Since taking over on Jan. 27, Schapiro has launched an aggressive campaign to beef up enforcement and reverse a number of Cox-era practices. She has already canned the rule requiring staff to obtain approval from the SEC’s commissioners before resolving cases against violators. She is studying new technology to cope with the estimated 700,000 tips the SEC gets from informants annually–like those it received but ignored in the Madoff case. And she has quickly filled senior SEC jobs, selecting a variety of candidates who have been prominent Cox critics. For immediate impact, Schapiro has unleashed a spectacular new case, charging R. Allen Stanford and three of his companies with an $8 billion investment fraud.
But Schapiro’s steps are overdue and may not be enough to save the SEC. Grassley recently demanded to know what Schapiro will do about 4,000 e-mails and other documents that suggest there was insider trading at Lehman Brothers, the investment giant whose 2008 bankruptcy marked a turning point in the financial crisis. The whistle-blower in that case, a Lehman Brothers employee, was fired and last spring spent many hours with senior SEC staffers.

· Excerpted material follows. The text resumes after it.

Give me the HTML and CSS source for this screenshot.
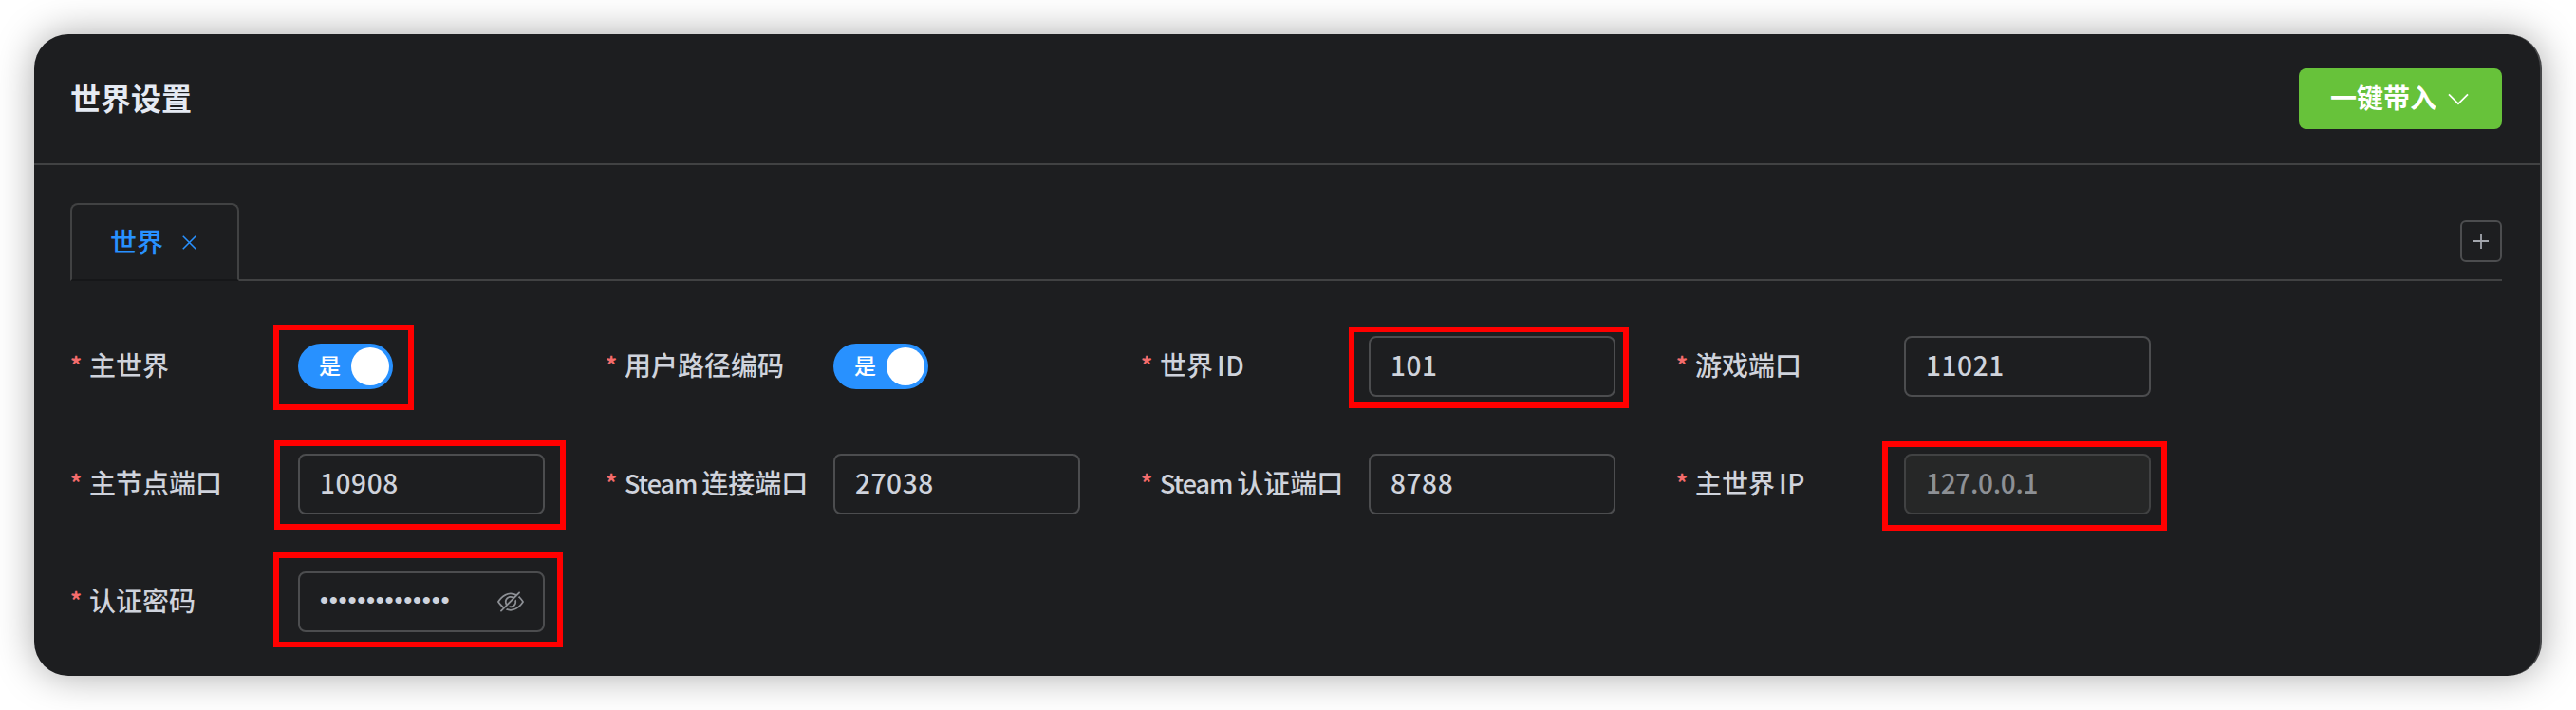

Cox told TIME that he was uninformed about the case. The former chairman, who isn’t sure about his next career move, believes that much of the criticism leveled at him is uninformed or tendentious. “I take full responsibility for the actions of the SEC during my chairmanship,” he said in an interview. “And I have tremendous pride in the extraordinary, around-the-clock efforts of the SEC staff in attempting to avert the crisis.”
That is not a view, as they say about securities, that is widely held.